Five of the protesters, arrested Wednesday, were charged Friday in Harare Magistrate Court with resisting arrest and robbing two people who had passed by Africa Unity Square. Bail was set at $1,000 each.
The protesters' attorney, Obey Shava of Zimbabwe Lawyers for Human Rights, said the charges were trumped up to intimidate them.
“I know that most of them are not able to raise $50 as bail," Shava said. "So effectively they have been denied bail.
"The charges are very weak. These are manufactured charges against my clients. I am sure you heard that I have raised a complaint that there was an attempted abduction against my client by law enforcement agents. It is not a surprise that they are now charged with robbery and theft. We are not surprised at all.”
Ten more activists at Africa Unity Square were arrested Friday.
Outside the court, other youths sang and vowed to continue demonstrating. They said they were fed up with Mugabe, who has ruled Zimbabwe since independence 36 years ago.
They named their movement the “16 Days Occupation,” as they planned to camp for 16 days and nights at Africa Unity Square, which overlooks Zimbabwe’s Parliament. The arrests began on the ninth day.
In all, about 200 people have camped out in the square. Most of them remained there Friday.
FILE - Sheffra Dzamara, wife of activist Itai Dzamara, holds her daughter and speaks to The Associated Press in Harare, March 8, 2016. Dzamara was pleading for the return of her activist husband, abducted by suspected state security agents.

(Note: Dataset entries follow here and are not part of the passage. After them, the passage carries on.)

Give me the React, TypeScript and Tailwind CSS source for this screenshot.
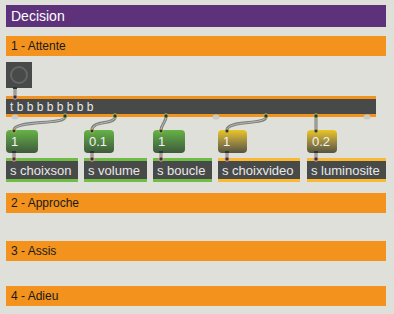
import React from "react";

const font = { fontFamily: '"Liberation Sans", Arial, sans-serif' };

function Bar({ label }: { label: string }) {
  return (
    <div className="h-[20px] w-[380px] bg-[#f3921c] flex items-center pl-[5px] text-[12px] text-[#1a1a1a] leading-none">
      {label}
    </div>
  );
}

type Msg = { left: number; w: number; text: string; yellow?: boolean };
type Snd = { left: number; w: number; text: string; yellow?: boolean };

const msgs: Msg[] = [
  { left: 0, w: 32, text: "1" },
  { left: 78, w: 30, text: "0.1" },
  { left: 147, w: 32, text: "1" },
  { left: 212, w: 29, text: "1", yellow: true },
  { left: 301, w: 30, text: "0.2", yellow: true },
];

const sends: Snd[] = [
  { left: 0, w: 72, text: "s choixson" },
  { left: 78, w: 63, text: "s volume" },
  { left: 147, w: 59, text: "s boucle" },
  { left: 212, w: 82, text: "s choixvideo", yellow: true },
  { left: 301, w: 79, text: "s luminosite", yellow: true },
];

function Cord({ d }: { d: string }) {
  return (
    <g fill="none" strokeLinecap="round">
      <path d={d} stroke="#7c7e7c" strokeWidth={3} />
      <path d={d} stroke="#b9bbb8" strokeWidth={1} />
    </g>
  );
}

export default function App() {
  const outX = [9, 59, 109, 160, 210, 260, 310, 361];
  const connected = [59, 109, 160, 260, 310];
  return (
    <div
      className="w-[394px] h-[314px] bg-[#dfe0da] pt-[5px] px-[6px] flex flex-col overflow-hidden"
      style={font}
    >
      <div className="h-[22px] w-[380px] bg-[#5d327a] flex items-center pl-[5px] text-[14px] text-white leading-none">
        Decision
      </div>
      <div className="mt-[9px]">
        <Bar label="1 - Attente" />
      </div>
      <div className="relative h-[137px] w-[380px]">
        {/* bang */}
        <div className="absolute left-0 top-[6px] w-[26px] h-[26px] bg-[#474a49] flex items-center justify-center">
          <div className="w-[18px] h-[18px] rounded-full border-[2px] border-[#626564]" />
        </div>
        {/* trigger */}
        <div className="absolute left-0 top-[40px] w-[370px] h-[21px] bg-[#474a49] border-y-[3px] border-[#f3921c] flex items-center pl-[4px] text-[12px] text-[#e8e8e8] leading-none">
          t b b b b b b b b
        </div>
        {msgs.map((m, i) => (
          <div
            key={i}
            className={
              "absolute top-[74px] h-[23px] rounded-[4px] flex items-center pl-[5px] text-[13px] text-[#f2f2f2] leading-none " +
              (m.yellow
                ? "bg-gradient-to-b from-[#ecc61c] to-[#57543f]"
                : "bg-gradient-to-b from-[#66b444] to-[#3e5a3b]")
            }
            style={{ left: m.left, width: m.w }}
          >
            {m.text}
          </div>
        ))}
        {sends.map((s, i) => (
          <div
            key={i}
            className={
              "absolute top-[102px] h-[24px] bg-[#474a49] border-y-[3px] flex items-center pl-[4px] text-[13px] text-[#e8e8e8] leading-none " +
              (s.yellow ? "border-[#fbb931]" : "border-[#6fbe44]")
            }
            style={{ left: s.left, width: s.w }}
          >
            {s.text}
          </div>
        ))}
        <svg className="absolute left-0 top-0 pointer-events-none" width={380} height={137}>
          <Cord d="M9 33 L9 40" />
          <Cord d="M59 61 C59 69, 8 64, 8 74" />
          <Cord d="M109 61 C109 69, 86 64, 86 74" />
          <Cord d="M160 61 C160 66, 155 69, 155 74" />
          <Cord d="M260 61 C260 69, 221 64, 221 74" />
          <Cord d="M310 61 L310 74" />
          {[8, 86, 155, 221, 310].map((x) => (
            <Cord key={x} d={`M${x} 97 L${x} 102`} />
          ))}
          {/* unconnected outlets */}
          {outX
            .filter((x) => !connected.includes(x))
            .map((x) => (
              <ellipse key={x} cx={x} cy={61} rx={3.5} ry={2.5} fill="#c9cac5" />
            ))}
          {/* connected outlets */}
          {connected.map((x) => (
            <circle key={x} cx={x} cy={60} r={2.2} fill="#303332" stroke="#b9c256" strokeWidth={1} />
          ))}
          {/* trigger inlet */}
          <circle cx={9} cy={41} r={2.2} fill="#303332" stroke="#e7a29a" strokeWidth={1} />
          {/* bang outlet */}
          <rect x={7} y={31} width={4} height={2} fill="#303332" />
          {/* message inlets + outlets, send inlets */}
          {[8, 86, 155, 221, 310].map((x) => (
            <g key={x}>
              <circle cx={x} cy={75} r={2} fill="#303332" stroke="#c9c256" strokeWidth={0.8} />
              <rect x={x - 2} y={95} width={4} height={2} fill="#303332" />
              <circle cx={x} cy={103} r={2.2} fill="#303332" stroke="#e7a29a" strokeWidth={1} />
            </g>
          ))}
        </svg>
      </div>
      <Bar label="2 - Approche" />
      <div className="mt-[28px]">
        <Bar label="3 - Assis" />
      </div>
      <div className="mt-[25px]">
        <Bar label="4 - Adieu" />
      </div>
    </div>
  );
}
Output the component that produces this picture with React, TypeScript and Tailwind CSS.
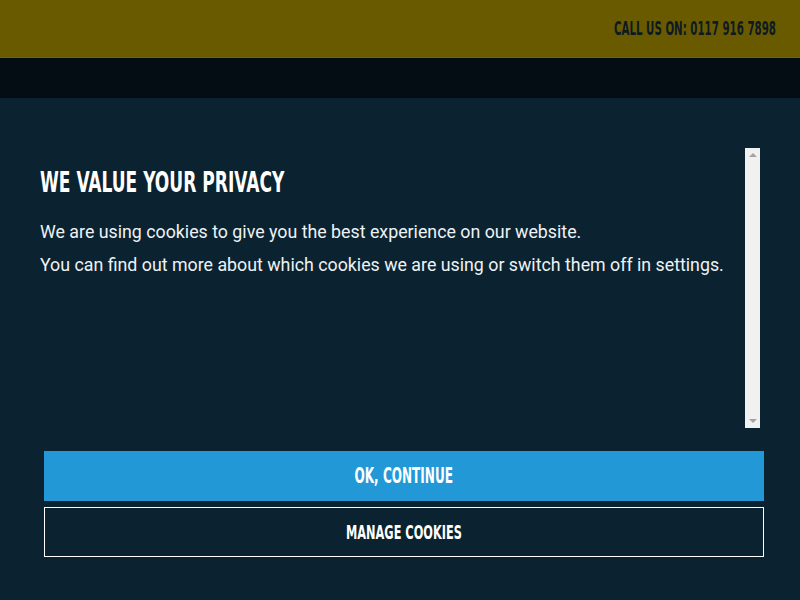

The movement is just the latest sign of mounting opposition to Mugabe, 92. Earlier this week, a group of church leaders issued a statement saying the country needed “transformation” to get out of its long-running economic problems.
One of those charged Friday was the brother of Itai Dzamara, an anti-Mugabe activist who has not been seen since March 2015. Rights groups said he was abducted by men believed to be state security agents.